President Obama helped kick off Computer Science Education Week on Monday with a message to the country’s youth. “If we want America to stay on the cutting edge, we need young Americans like you to master the tools and technology that will change the way we do just about everything,” he said in a speech posted on YouTube.
“Don’t just buy a new video game -- make one,” he encouraged viewers. “Don’t just download the latest app -- help design it. Don’t just play on your phone -- program it.”
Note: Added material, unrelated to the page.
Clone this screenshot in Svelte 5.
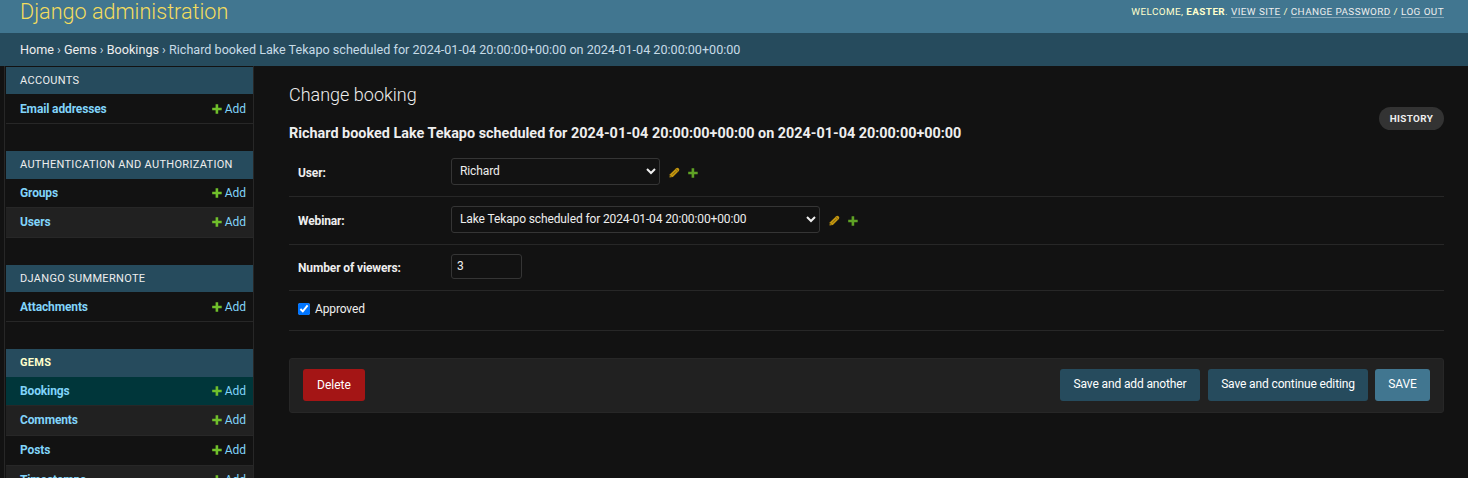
<script>
  const apps = [
    { name: 'Accounts', head: 27, models: [{ name: 'Email addresses', h: 30 }] },
    { name: 'Authentication and Authorization', head: 28, models: [{ name: 'Groups', h: 29 }, { name: 'Users', h: 30 }] },
    { name: 'Django Summernote', head: 27, models: [{ name: 'Attachments', h: 30 }] },
    {
      name: 'Gems',
      head: 28,
      current: true,
      models: [
        { name: 'Bookings', h: 29, current: true },
        { name: 'Comments', h: 30 },
        { name: 'Posts', h: 30 },
        { name: 'Timestamps', h: 30 }
      ]
    }
  ];
  const webinar = 'Lake Tekapo scheduled for 2024-01-04 20:00:00+00:00';
  const booking = `Richard booked ${webinar} on 2024-01-04 20:00:00+00:00`;
</script>

{#snippet plus(color)}
  <svg class="plus" viewBox="0 0 10 10" width="10" height="10"><path d="M3.6 0.3h2.6v3.4h3.5v2.5H6.2v3.5H3.6V6.2H0.2V3.7h3.4z" fill={color} /></svg>
{/snippet}

{#snippet related()}
  <a class="rel edit" href="#edit" aria-label="Change">
    <svg viewBox="0 0 11 11" width="11" height="11">
      <path d="M0.5 10.5 0.9 7.3 6.9 1.4Q8.2 0.2 9.6 1.3 11 2.7 9.9 4L3.9 9.9z" fill="#c3960f" />
      <path d="M6.8 2.1 9.2 4.4M3.4 7.8 7 4.2" stroke="#6d5510" stroke-width="0.7" fill="none" />
      <path d="M1.2 8.6 2.5 9.8" stroke="#121212" stroke-width="0.6" />
    </svg>
  </a>
  <a class="rel" href="#add" aria-label="Add another">{@render plus('#5fa225')}</a>
{/snippet}

<div class="page">
  <header>
    <a class="brand" href="#home">Django administration</a>
    <div class="tools">
      Welcome, <strong>Easter</strong>. <a href="#site">View site</a> / <a href="#password">Change password</a> / <a href="#logout">Log out</a>
    </div>
  </header>
  <div class="crumbs">
    <span><a href="#home">Home</a> › <a href="#gems">Gems</a> › <a href="#bookings">Bookings</a> › {booking}</span>
  </div>
  <div class="main">
    <nav>
      {#each apps as app}
        <section>
          <div class="caption" class:current={app.current} style:height="{app.head}px">{app.name}</div>
          {#each app.models as model, i}
            <div class="model" class:even={i % 2 === 1} class:later={i > 0} class:selected={model.current} style:height="{model.h}px">
              <a class="name" href="#model">{model.name}</a>
              <a class="add" href="#add">{@render plus('#70bf2b')}<span>Add</span></a>
            </div>
          {/each}
        </section>
      {/each}
    </nav>
    <main>
      <h1>Change booking</h1>
      <div class="subhead">
        <h2>{booking}</h2>
        <a class="history" href="#history">History</a>
      </div>
      <form>
        <div class="row user">
          <label for="user">User:</label>
          <select id="user"><option>Richard</option></select>
          {@render related()}
        </div>
        <div class="row webinar">
          <label for="webinar">Webinar:</label>
          <select id="webinar"><option>{webinar}</option></select>
          {@render related()}
        </div>
        <div class="row viewers">
          <label for="viewers">Number of viewers:</label>
          <input id="viewers" type="text" value="3" />
        </div>
        <div class="row approved">
          <input id="approved" type="checkbox" checked />
          <label for="approved">Approved</label>
        </div>
        <div class="submit">
          <button type="button" class="delete">Delete</button>
          <button type="button" class="another">Save and add another</button>
          <button type="button" class="continue">Save and continue editing</button>
          <button type="button" class="save">SAVE</button>
        </div>
      </form>
    </main>
  </div>
</div>

<style>
  :global(body) { background: #121212; overflow: hidden; }
  .page {
    height: 478px;
    overflow: hidden;
    display: flex;
    flex-direction: column;
    background: #121212;
    color: #eee;
    font-family: Roboto, "Liberation Sans", sans-serif;
    font-size: 12.6px;
  }
  .page * { box-sizing: border-box; }
  a { text-decoration: none; color: inherit; }
  svg { display: block; flex: none; }
  header {
    height: 33px;
    flex: none;
    background: #417690;
    display: flex;
    justify-content: space-between;
    padding: 0 24px 0 20px;
  }
  .brand { font-size: 21.6px; font-weight: 300; color: #f5dd5d; line-height: 24px; white-space: nowrap; }
  .tools {
    font-size: 9.9px;
    letter-spacing: 0.42px;
    text-transform: uppercase;
    color: #ffc;
    line-height: 11px;
    padding-top: 6px;
    white-space: nowrap;
  }
  .tools a { color: #eee; border-bottom: 1px solid rgba(255, 255, 255, 0.35); }
  .crumbs {
    height: 33px;
    flex: none;
    background: #264b5d;
    color: #c6dbe7;
    display: flex;
    align-items: center;
    padding: 0 20px;
    font-size: 12.6px;
  }
  .crumbs a { color: #eee; }
  .main { flex: 1; min-height: 0; display: flex; }
  nav {
    width: 250px;
    margin-left: 4px;
    flex: none;
    overflow: hidden;
    border-left: 1px solid #272727;
    border-right: 1px solid #272727;
    padding: 1px 0 0 1px;
    display: flex;
    flex-direction: column;
    gap: 27px;
  }
  nav section { flex: none; }
  .caption {
    background: #264b5d;
    padding: 0 0 1px 14px;
    display: flex;
    align-items: center;
    text-transform: uppercase;
    font-size: 11px;
    letter-spacing: 0.32px;
    color: #eee;
  }
  .caption.current { color: #ffc; font-weight: 700; padding-bottom: 2px; }
  .model {
    display: flex;
    justify-content: space-between;
    align-items: center;
    border-bottom: 1px solid #272727;
    padding: 0 7px 0 14px;
    color: #81d4fa;
    font-size: 12px;
  }
  .later { padding-bottom: 2px; }
  .even { background: #212121; }
  .selected { background: #00363a; }
  .name { font-weight: 700; letter-spacing: -0.13px; }
  .add { display: flex; align-items: center; gap: 3px; }
  main { flex: 1; min-width: 0; padding: 18px 24px 0 35px; }
  h1 { margin: 0; font-size: 18px; line-height: 22px; font-weight: 300; }
  .subhead { display: flex; justify-content: space-between; height: 43px; }
  h2 { margin: 18px 0 0; font-size: 14.4px; line-height: 20px; font-weight: 700; white-space: nowrap; }
  .history {
    width: 65px;
    height: 23px;
    margin-top: 1px;
    border-radius: 12px;
    background: #333;
    display: flex;
    align-items: center;
    justify-content: center;
    font-size: 9.9px;
    font-weight: 700;
    letter-spacing: 0.35px;
    text-transform: uppercase;
  }
  .row { display: flex; align-items: center; border-bottom: 1px solid #272727; padding-left: 9px; }
  .row label { width: 153px; font-size: 12px; letter-spacing: -0.13px; font-weight: 700; }
  .user { height: 48px; }
  .webinar { height: 48px; }
  .viewers { height: 46px; }
  .approved { height: 40px; padding-bottom: 3px; }
  .row.approved label { width: auto; font-weight: 400; margin-left: 5px; }
  select,
  input[type="text"] {
    font-family: inherit;
    font-size: 12px;
    letter-spacing: -0.12px;
    color: #eee;
    background: #121212;
    border: 1px solid #353535;
    border-radius: 3px;
    margin: 0 0 2px;
  }
  select { height: 27px; padding: 0 4px 1px; }
  #user { width: 209px; }
  #webinar { width: 369px; }
  #viewers { width: 71px; height: 25px; padding: 0 5px 2px; }
  input[type="checkbox"] { width: 12px; height: 12px; margin: 0; }
  .rel { display: block; margin-left: 8px; }
  .edit { margin-left: 9px; }
  .submit {
    margin-top: 27px;
    height: 55px;
    border: 1px solid #272727;
    border-radius: 3px;
    background: #212121;
    padding: 10px 13px;
    display: flex;
    gap: 8px;
  }
  button {
    height: 32px;
    border: 0;
    border-radius: 3px;
    padding: 0 0 2px;
    font: 400 12px Roboto, "Liberation Sans", sans-serif;
    letter-spacing: -0.13px;
    color: #fff;
    background: #264b5d;
    white-space: nowrap;
  }
  .delete { width: 62px; background: #a41515; margin-right: auto; padding: 0; letter-spacing: 0; }
  .another { width: 140px; }
  .continue { width: 160px; }
  .save { width: 55px; background: #417690; margin-left: -1px; }
</style>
Students and teachers in classrooms around the globe will learn how to do just that as part of a worldwide initiative called the Hour of Code. So far, some 28,000 groups plan to host computer coding tutorials in 166 countries, The Seattle Times reported. (Go here for a real-time map of registrants.) Code.org created the free tutorial in collaboration with engineers from Microsoft, Google, Twitter and Facebook. It uses puzzles featuring characters from popular online games like “Angry Birds” to introduce students to coding concepts.Code.org points to a persistent gap between the number of computer-related jobs in the U.S. and students who study computer science.
“No one’s born a computer scientist,” President Obama said. “But with a little hard work, and some math and science, just about anyone can become one.”
More STEM News:
Education Secretary Duncan: OECD Test Results ‘A Wake-Up Call’
WASHINGTON - Education Secretary Arne Duncan called the performance of American students on the Organization for Economic Cooperation and Development educational assessments a “picture of educational stagnation” that “must serve as a wake-up call” for true reform, according to remarks on Ed.gov, the U.S. Department of Education’s web site. Duncan, addressing foreign exchange students last week, said the results show the U.S. urgently needs sustained educational investment, but he also reported some good news: “In the last three years, 700,000 fewer students are in high school dropout factories, college enrollment is up—especially among Hispanics—and the 2013 National Assessment of Educational Progress showed us that reading and math scores for 4th and 8th graders are up nationally to new highs.”
Northeastern University Plans $227M Science, Engineering Research Center
BOSTON - Northeastern University hopes to break ground next month on a $225 million science and engineering research building, joining a growing list of Boston-area colleges and universities making major investments in those fields, according to The Boston Globe. NU President Joseph E. Aoun said the facility will help to meet a surging demand among students attracted to the majors and to accommodate a growing faculty. Over the past seven years, the university has recruited 387 tenured and tenure-track faculty, and its annual research funding has more than doubled, he said.
‘The Brain Scoop’ YouTube Channel Draws Hateful Comments on STEM Women
CHICAGO - Emily Graslie, a science reporter for Chicago’s Field Museum of Natural History, has a very successful YouTube channel called “The Brain Scoop,” with 172,000 subscribers. While most of her viewers are supportive and engaged, NPR reports she’s received ugly, misogynist comments on her channel -- dissecting her appearance, hitting on her and claiming she couldn’t possibly have written that Skyrim reference herself. The comments, and her response about why more women don’t follow her YouTube example, offer a window into the hurdles women face in STEM, a field dominated by men. “We have a fear of the feedback from our subscribers and commenters because we’re afraid that our audience is more focused on our appearance than the quality of our content,” she said. More than that, she added, “we’re not convinced that people are watching for the content in the first place.”
W. Mich. University Gets $529K to Enhance STEM Teaching, Retain Students
KALAMAZOO, Mich. -- Western Michigan University’s Science and Mathematics Program Improvement unit has been awarded $529,000 in grants from the National Science Foundation, the university announced. MLive.com reports the two grants will go to enhance teaching and help retain students in the STEM disciplines. WMU will be part of a six-university team conducting research to help faculty understand and respond to student thinking -- particularly misconceptions regarding concepts covered in their undergraduate classes. Michigan State University will be the lead institution on the project.